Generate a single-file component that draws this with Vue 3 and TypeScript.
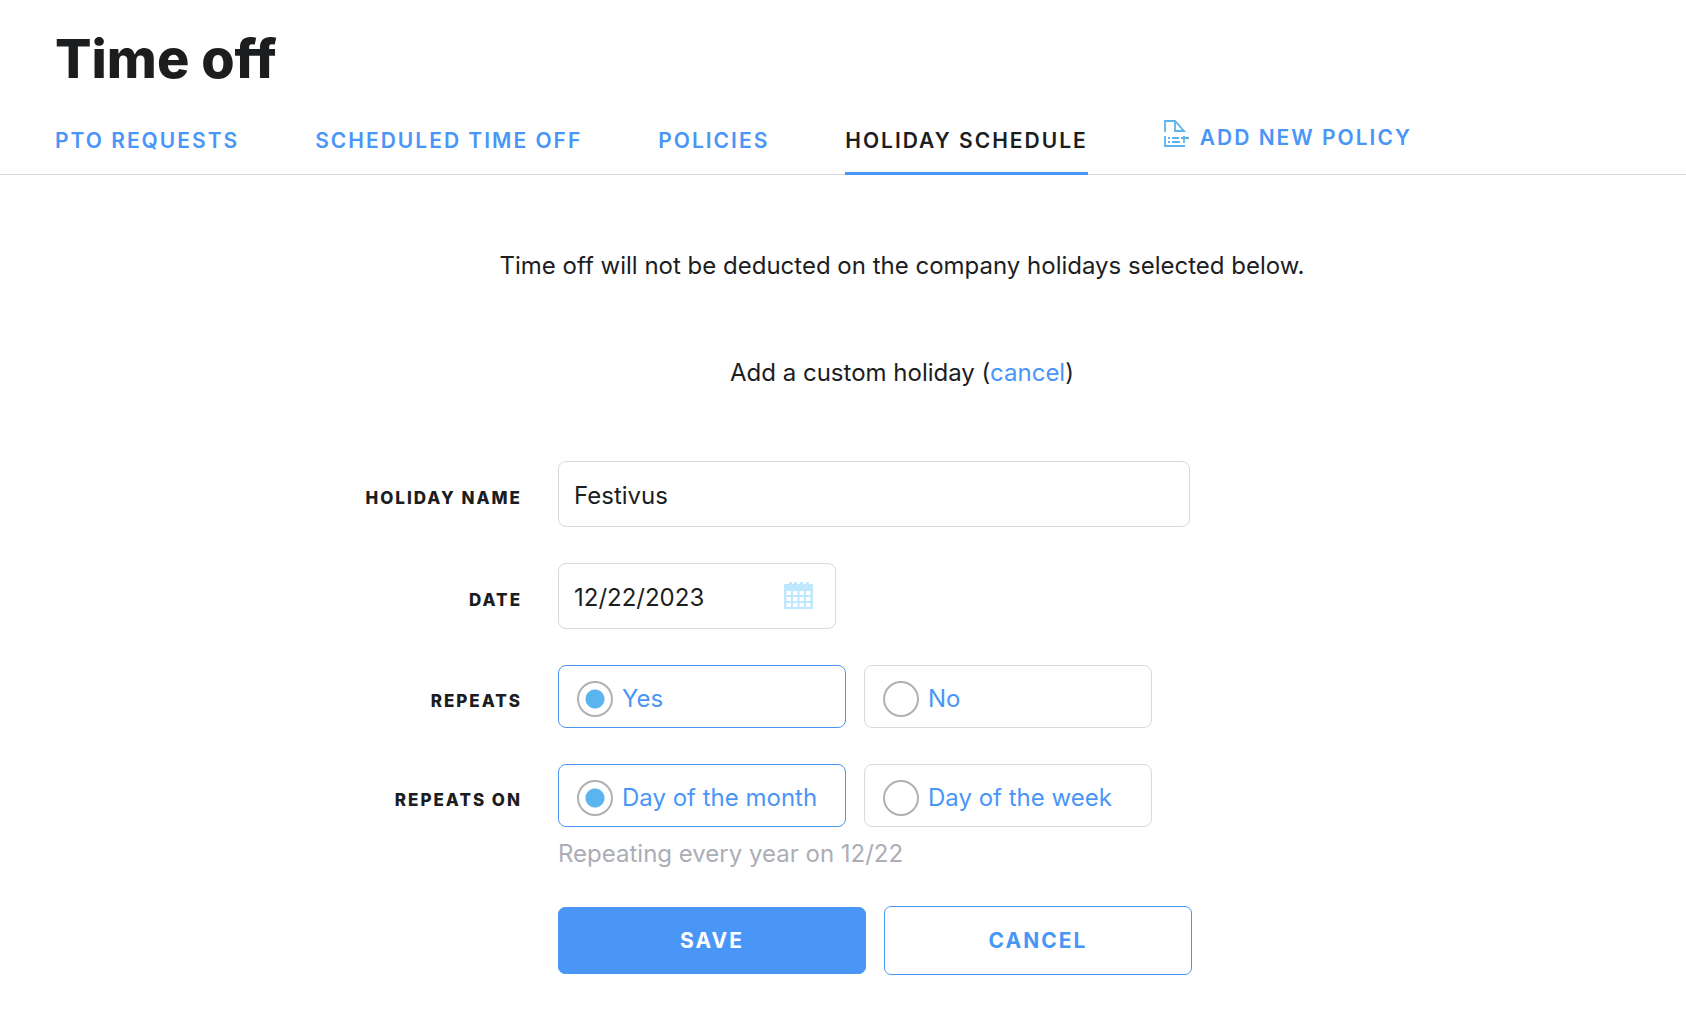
<script setup lang="ts">
import { ref } from 'vue'

interface Choice {
  value: string
  label: string
}

const tabs = ['PTO requests', 'Scheduled time off', 'Policies', 'Holiday schedule']
const activeTab = ref('Holiday schedule')

const repeatChoices: Choice[] = [
  { value: 'yes', label: 'Yes' },
  { value: 'no', label: 'No' },
]
const repeatOnChoices: Choice[] = [
  { value: 'month', label: 'Day of the month' },
  { value: 'week', label: 'Day of the week' },
]

const holidayName = ref('Festivus')
const date = ref('12/22/2023')
const repeats = ref('yes')
const repeatsOn = ref('month')
</script>

<template>
  <div class="page">
    <header class="header">
      <h1 class="title">Time off</h1>
      <nav class="tabs">
        <a
          v-for="tab in tabs"
          :key="tab"
          href="#"
          class="tab"
          :class="{ active: tab === activeTab }"
          @click.prevent="activeTab = tab"
        >{{ tab }}</a>
        <a href="#" class="tab add">
          <svg class="add-icon" width="26" height="28" viewBox="0 0 26 28" fill="none" stroke="#5ab4ee" stroke-width="1.8">
            <path d="M1 12V1H11L20 11H11V1" />
            <path d="M1 16V26H21M4 18H6M8 18H15M4 22H6M8 22H16M17 18H25M20 16V23" />
          </svg>
          <span>Add new policy</span>
        </a>
      </nav>
    </header>

    <main class="content">
      <p class="note">Time off will not be deducted on the company holidays selected below.</p>
      <p class="note">Add a custom holiday (<a href="#" class="link">cancel</a>)</p>

      <form class="form" @submit.prevent>
        <div class="row">
          <label class="label" for="holiday-name">Holiday name</label>
          <input id="holiday-name" v-model="holidayName" class="input" type="text" />
        </div>

        <div class="row">
          <label class="label" for="holiday-date">Date</label>
          <div class="input date">
            <input id="holiday-date" v-model="date" class="date-text" type="text" />
            <svg width="29" height="27" viewBox="0 0 29 27" fill="#bfe8ff">
              <path fill-rule="evenodd" d="M0 2H5V0H8V2H10V0H13V2H16V0H19V2H22V0H25V2H29V27H0ZM2.500 9V13H7V9ZM9 9V13H13.500V9ZM15.500 9V13H20V9ZM22 9V13H26.500V9ZM2.500 15V19H7V15ZM9 15V19H13.500V15ZM15.500 15V19H20V15ZM22 15V19H26.500V15ZM2.500 21V25H7V21ZM9 21V25H13.500V21ZM15.500 21V25H20V21ZM22 21V25H26.500V21Z" />
            </svg>
          </div>
        </div>

        <div class="row" role="radiogroup" aria-labelledby="repeats-label">
          <span id="repeats-label" class="label">Repeats</span>
          <div class="choices">
            <label v-for="c in repeatChoices" :key="c.value" class="choice" :class="{ on: repeats === c.value }">
              <input v-model="repeats" class="radio" type="radio" name="repeats" :value="c.value" />
              <span>{{ c.label }}</span>
            </label>
          </div>
        </div>

        <div class="row" role="radiogroup" aria-labelledby="repeats-on-label">
          <span id="repeats-on-label" class="label">Repeats on</span>
          <div class="choices">
            <label v-for="c in repeatOnChoices" :key="c.value" class="choice" :class="{ on: repeatsOn === c.value }">
              <input v-model="repeatsOn" class="radio" type="radio" name="repeats-on" :value="c.value" />
              <span>{{ c.label }}</span>
            </label>
          </div>
          <p class="hint">Repeating every year on 12/22</p>
        </div>

        <div class="row">
          <div class="actions">
            <button type="submit" class="button primary">Save</button>
            <button type="button" class="button">Cancel</button>
          </div>
        </div>
      </form>
    </main>
  </div>
</template>

<style>
body {
  margin: 0;
  background: #fff;
}
</style>

<style scoped>
.page {
  box-sizing: border-box;
  font-family: Inter, 'Liberation Sans', sans-serif;
  font-size: 24px;
  line-height: 32px;
  color: #1c1d1f;
}
.header {
  padding: 27px 55px 0;
  border-bottom: 1px solid #d9dadd;
}
.title {
  margin: 0;
  font-size: 54px;
  line-height: 64px;
  font-weight: 800;
}
.tabs {
  display: flex;
  gap: 76px;
  margin-top: 27px;
}
.tab {
  box-sizing: border-box;
  height: 57px;
  margin-bottom: -1px;
  padding-top: 7px;
  border-bottom: 3px solid transparent;
  font-size: 21px;
  font-weight: 600;
  letter-spacing: 2px;
  text-transform: uppercase;
  text-decoration: none;
  white-space: nowrap;
  color: #4a96f7;
}
.tab.active {
  color: #1c1d1f;
  border-bottom-color: #4a96f7;
}
.add {
  display: flex;
  align-items: flex-start;
  gap: 10px;
  padding-top: 2px;
}
.add span {
  padding-top: 2px;
}
.add-icon {
  flex: none;
}
.content {
  padding: 75px 0 40px 118px;
}
.note {
  margin: 0 0 75px;
  text-align: center;
}
.link {
  color: #4a96f7;
  text-decoration: none;
}
.form {
  display: flex;
  flex-direction: column;
  gap: 36px;
  max-width: 1200px;
  margin: -3px auto 0;
}
.row {
  display: grid;
  grid-template-columns: 220px 1fr;
  column-gap: 36px;
  align-items: center;
}
.label {
  padding-top: 8px;
  text-align: right;
  font-size: 17px;
  font-weight: 800;
  letter-spacing: 2px;
  text-transform: uppercase;
}
.input {
  box-sizing: border-box;
  width: 100%;
  max-width: 632px;
  height: 66px;
  padding: 2px 15px 0;
  border: 1px solid #d9dadd;
  border-radius: 8px;
  background: #fff;
  font: inherit;
  color: inherit;
}
.date {
  display: flex;
  align-items: center;
  max-width: 278px;
  padding: 0 22px 2px 15px;
}
.date-text {
  flex: 1;
  min-width: 0;
  padding: 5px 0 0;
  border: 0;
  background: none;
  font: inherit;
  color: inherit;
}
.choices {
  display: grid;
  grid-template-columns: 1fr 1fr;
  gap: 18px;
  max-width: 594px;
}
.choice {
  display: flex;
  align-items: center;
  gap: 9px;
  box-sizing: border-box;
  height: 63px;
  padding: 4px 18px 0;
  border: 1px solid #d9dadd;
  border-radius: 8px;
  color: #4a96f7;
  white-space: nowrap;
}
.choice.on {
  border-color: #4a96f7;
}
.radio {
  flex: none;
  appearance: none;
  width: 36px;
  height: 36px;
  margin: 0;
  border: 2px solid #b1b1b1;
  border-radius: 50%;
}
.radio:checked {
  background: radial-gradient(circle, #5ab4ee 0 9px, transparent 10px);
}
.hint {
  grid-column: 2;
  margin: 11px 0 0;
  color: #abadb7;
}
.actions {
  grid-column: 2;
  display: grid;
  grid-template-columns: 1fr 1fr;
  gap: 18px;
  align-items: center;
  max-width: 634px;
}
.button {
  height: 69px;
  padding: 0;
  border: 1px solid #4a96f7;
  border-radius: 7px;
  background: #fff;
  font: inherit;
  font-size: 21px;
  font-weight: 700;
  letter-spacing: 2px;
  text-transform: uppercase;
  color: #4a96f7;
}
.primary {
  height: 67px;
  background: #4a96f7;
  color: #fff;
}
</style>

------------------------

## PROBLEM
Leave out any pictures, please, and quote only the lines from the top of the data through the line that contains "const activeTab = ref('Holiday schedule')".

## WORKED ANSWER
Generate a single-file component that draws this with Vue 3 and TypeScript.
<script setup lang="ts">
import { ref } from 'vue'

interface Choice {
  value: string
  label: string
}

const tabs = ['PTO requests', 'Scheduled time off', 'Policies', 'Holiday schedule']
const activeTab = ref('Holiday schedule')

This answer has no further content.